** BEGIN **
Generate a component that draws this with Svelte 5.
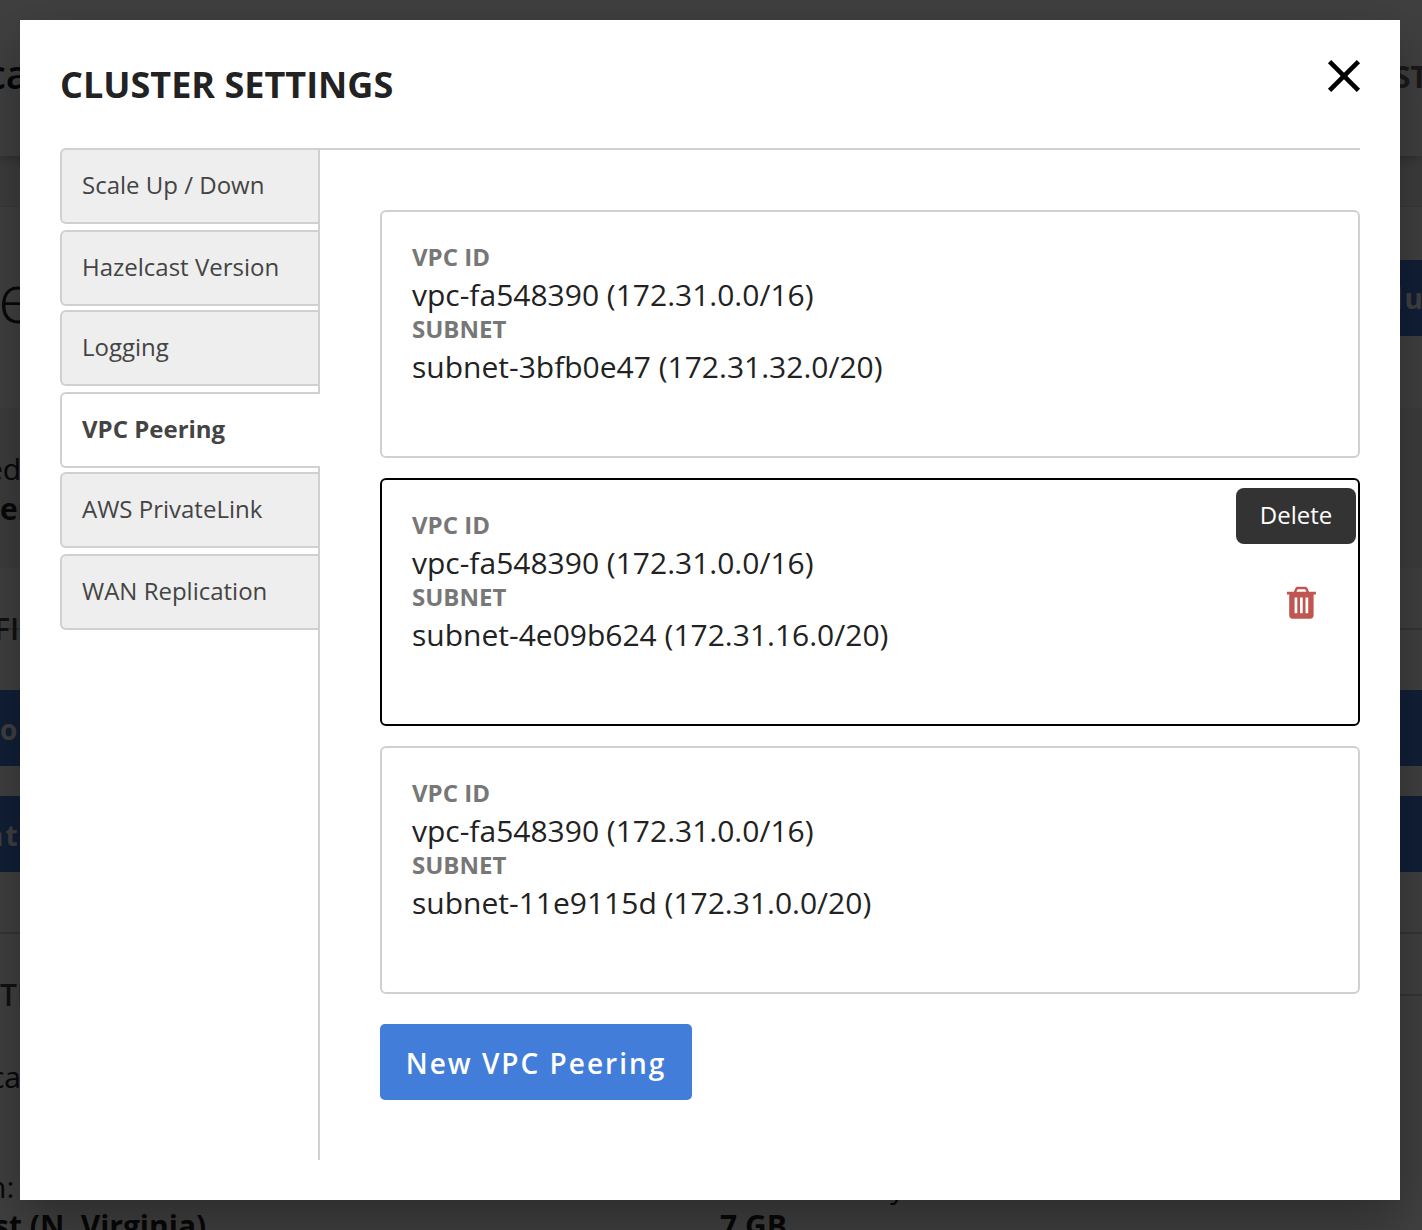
** END **
** BEGIN **
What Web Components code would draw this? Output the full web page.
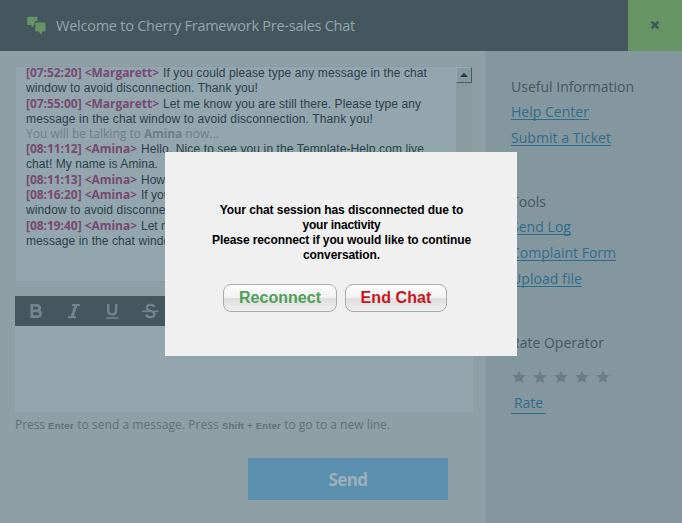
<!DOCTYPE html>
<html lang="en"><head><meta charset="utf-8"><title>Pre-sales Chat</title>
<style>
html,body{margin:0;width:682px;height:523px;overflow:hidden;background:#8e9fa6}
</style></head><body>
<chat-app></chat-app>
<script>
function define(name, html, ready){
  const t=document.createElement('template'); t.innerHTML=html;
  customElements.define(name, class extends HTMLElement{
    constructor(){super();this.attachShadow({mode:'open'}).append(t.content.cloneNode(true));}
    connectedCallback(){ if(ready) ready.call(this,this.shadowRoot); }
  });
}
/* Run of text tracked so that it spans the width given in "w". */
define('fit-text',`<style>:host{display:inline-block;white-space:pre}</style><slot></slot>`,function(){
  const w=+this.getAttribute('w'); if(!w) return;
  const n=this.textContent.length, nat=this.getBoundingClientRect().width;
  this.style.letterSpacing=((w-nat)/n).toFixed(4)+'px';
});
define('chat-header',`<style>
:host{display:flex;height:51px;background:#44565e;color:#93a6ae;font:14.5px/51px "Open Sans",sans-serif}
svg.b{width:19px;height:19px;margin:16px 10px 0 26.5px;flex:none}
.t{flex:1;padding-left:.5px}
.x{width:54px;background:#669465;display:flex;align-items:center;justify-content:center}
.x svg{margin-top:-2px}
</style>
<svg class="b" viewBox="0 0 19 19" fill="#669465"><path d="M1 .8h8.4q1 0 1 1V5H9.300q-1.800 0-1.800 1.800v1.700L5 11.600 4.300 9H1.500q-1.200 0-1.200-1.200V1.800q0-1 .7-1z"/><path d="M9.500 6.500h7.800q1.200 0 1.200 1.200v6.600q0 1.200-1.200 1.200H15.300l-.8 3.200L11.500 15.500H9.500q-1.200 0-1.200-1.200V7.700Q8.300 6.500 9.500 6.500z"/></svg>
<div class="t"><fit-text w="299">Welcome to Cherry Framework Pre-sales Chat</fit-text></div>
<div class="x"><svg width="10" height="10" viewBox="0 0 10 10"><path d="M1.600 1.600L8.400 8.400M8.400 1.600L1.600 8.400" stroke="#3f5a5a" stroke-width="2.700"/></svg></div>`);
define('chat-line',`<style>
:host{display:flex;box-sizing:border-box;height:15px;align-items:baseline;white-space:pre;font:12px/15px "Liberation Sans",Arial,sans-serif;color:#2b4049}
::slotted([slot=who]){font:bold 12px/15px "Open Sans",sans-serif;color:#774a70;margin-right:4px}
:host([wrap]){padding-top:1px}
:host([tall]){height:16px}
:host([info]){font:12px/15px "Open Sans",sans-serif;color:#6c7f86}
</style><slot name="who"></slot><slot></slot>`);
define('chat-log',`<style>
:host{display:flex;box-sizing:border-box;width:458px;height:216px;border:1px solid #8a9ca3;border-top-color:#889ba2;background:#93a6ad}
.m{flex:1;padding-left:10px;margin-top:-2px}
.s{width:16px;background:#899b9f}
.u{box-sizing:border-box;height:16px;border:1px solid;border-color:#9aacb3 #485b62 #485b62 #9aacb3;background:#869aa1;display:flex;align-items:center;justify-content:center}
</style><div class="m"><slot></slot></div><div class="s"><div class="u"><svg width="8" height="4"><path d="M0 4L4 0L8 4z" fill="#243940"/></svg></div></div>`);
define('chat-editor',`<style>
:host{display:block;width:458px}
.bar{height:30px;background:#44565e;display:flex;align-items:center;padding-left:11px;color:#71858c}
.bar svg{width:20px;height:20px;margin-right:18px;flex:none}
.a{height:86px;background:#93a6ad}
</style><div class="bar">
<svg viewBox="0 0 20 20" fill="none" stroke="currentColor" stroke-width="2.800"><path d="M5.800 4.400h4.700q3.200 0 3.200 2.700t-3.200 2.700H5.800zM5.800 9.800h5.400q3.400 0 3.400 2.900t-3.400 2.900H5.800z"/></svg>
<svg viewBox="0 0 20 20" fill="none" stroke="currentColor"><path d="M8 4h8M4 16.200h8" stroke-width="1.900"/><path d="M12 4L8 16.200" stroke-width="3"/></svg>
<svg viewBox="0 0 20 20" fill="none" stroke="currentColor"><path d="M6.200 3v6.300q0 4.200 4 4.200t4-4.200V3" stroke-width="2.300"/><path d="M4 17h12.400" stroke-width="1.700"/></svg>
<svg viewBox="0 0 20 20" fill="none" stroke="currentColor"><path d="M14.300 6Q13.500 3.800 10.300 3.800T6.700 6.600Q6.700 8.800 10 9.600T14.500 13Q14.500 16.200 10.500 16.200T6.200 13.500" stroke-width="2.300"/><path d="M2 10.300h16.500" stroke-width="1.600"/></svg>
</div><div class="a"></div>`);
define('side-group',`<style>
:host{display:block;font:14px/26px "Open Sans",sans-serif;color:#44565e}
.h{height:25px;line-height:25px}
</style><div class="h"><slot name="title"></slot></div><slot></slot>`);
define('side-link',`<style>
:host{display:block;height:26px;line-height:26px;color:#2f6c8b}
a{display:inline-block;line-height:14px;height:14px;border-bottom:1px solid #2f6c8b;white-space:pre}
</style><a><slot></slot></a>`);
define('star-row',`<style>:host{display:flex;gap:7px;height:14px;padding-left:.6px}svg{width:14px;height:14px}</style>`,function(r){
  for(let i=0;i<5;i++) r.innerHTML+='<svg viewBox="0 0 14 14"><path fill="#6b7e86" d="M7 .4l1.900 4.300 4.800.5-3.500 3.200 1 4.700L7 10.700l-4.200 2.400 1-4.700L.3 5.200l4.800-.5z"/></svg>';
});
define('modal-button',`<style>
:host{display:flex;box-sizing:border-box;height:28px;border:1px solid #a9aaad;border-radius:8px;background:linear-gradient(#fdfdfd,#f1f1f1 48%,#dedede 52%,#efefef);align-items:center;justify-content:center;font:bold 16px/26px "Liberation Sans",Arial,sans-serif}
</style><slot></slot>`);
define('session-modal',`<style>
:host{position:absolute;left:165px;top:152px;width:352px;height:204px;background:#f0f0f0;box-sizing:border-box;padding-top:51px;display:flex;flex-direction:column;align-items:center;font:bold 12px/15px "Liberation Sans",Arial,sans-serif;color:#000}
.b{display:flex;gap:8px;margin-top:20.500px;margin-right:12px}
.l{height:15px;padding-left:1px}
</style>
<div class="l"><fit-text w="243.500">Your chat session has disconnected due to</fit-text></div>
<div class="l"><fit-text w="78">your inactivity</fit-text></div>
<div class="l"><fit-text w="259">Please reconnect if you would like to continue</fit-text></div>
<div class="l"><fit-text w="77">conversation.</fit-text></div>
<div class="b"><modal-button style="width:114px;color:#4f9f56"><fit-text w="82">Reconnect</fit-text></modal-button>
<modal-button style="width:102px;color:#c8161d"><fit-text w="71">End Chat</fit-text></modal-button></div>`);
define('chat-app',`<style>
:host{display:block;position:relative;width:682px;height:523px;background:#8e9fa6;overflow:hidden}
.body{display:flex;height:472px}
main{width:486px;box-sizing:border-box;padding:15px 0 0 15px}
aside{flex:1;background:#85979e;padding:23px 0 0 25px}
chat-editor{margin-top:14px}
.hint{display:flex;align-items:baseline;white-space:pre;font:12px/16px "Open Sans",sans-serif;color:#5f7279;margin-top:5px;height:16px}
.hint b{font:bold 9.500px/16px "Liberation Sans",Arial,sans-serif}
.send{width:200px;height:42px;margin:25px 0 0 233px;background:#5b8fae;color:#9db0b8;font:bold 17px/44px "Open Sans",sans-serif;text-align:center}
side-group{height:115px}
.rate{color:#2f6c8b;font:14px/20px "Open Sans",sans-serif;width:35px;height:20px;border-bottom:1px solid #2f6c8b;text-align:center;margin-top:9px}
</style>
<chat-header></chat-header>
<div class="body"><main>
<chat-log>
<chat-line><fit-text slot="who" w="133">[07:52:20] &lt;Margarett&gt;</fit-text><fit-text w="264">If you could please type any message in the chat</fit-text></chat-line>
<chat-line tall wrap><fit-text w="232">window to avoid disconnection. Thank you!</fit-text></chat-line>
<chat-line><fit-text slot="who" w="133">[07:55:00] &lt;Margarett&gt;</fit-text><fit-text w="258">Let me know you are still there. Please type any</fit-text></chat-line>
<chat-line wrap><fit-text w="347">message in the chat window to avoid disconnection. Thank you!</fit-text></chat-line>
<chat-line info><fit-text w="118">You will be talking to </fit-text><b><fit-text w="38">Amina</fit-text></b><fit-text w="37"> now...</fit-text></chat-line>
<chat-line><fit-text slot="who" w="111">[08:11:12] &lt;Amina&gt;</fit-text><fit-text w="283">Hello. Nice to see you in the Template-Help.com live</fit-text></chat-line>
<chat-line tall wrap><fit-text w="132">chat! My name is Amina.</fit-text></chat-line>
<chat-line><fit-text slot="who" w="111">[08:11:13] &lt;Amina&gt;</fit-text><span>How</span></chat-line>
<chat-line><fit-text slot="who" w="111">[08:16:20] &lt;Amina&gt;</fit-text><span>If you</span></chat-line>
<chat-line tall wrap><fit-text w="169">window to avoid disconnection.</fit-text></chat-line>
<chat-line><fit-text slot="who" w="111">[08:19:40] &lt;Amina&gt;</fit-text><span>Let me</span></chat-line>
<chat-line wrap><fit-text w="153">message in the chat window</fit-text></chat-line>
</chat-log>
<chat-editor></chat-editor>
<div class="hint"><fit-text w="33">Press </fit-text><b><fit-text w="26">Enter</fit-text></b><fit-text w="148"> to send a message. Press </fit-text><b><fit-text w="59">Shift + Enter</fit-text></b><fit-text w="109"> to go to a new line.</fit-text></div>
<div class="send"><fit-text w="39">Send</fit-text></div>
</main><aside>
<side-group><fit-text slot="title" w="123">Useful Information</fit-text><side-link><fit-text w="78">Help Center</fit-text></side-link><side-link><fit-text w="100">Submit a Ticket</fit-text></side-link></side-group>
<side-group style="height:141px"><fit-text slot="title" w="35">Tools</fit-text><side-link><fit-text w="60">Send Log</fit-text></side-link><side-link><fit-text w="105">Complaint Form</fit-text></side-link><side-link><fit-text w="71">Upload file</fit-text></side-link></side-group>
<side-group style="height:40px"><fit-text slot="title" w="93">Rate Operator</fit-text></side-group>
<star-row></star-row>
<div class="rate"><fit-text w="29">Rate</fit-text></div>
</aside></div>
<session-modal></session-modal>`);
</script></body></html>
** END **
# What is required
Reproduce every line of the listing above in which the string "this" appears.

# Solution to the problem
Generate a component that draws this with Svelte 5.
What Web Components code would draw this? Output the full web page.
    constructor(){super();this.attachShadow({mode:'open'}).append(t.content.cloneNode(true));}
    connectedCallback(){ if(ready) ready.call(this,this.shadowRoot); }
  const w=+this.getAttribute('w'); if(!w) return;
  const n=this.textContent.length, nat=this.getBoundingClientRect().width;
  this.style.letterSpacing=((w-nat)/n).toFixed(4)+'px';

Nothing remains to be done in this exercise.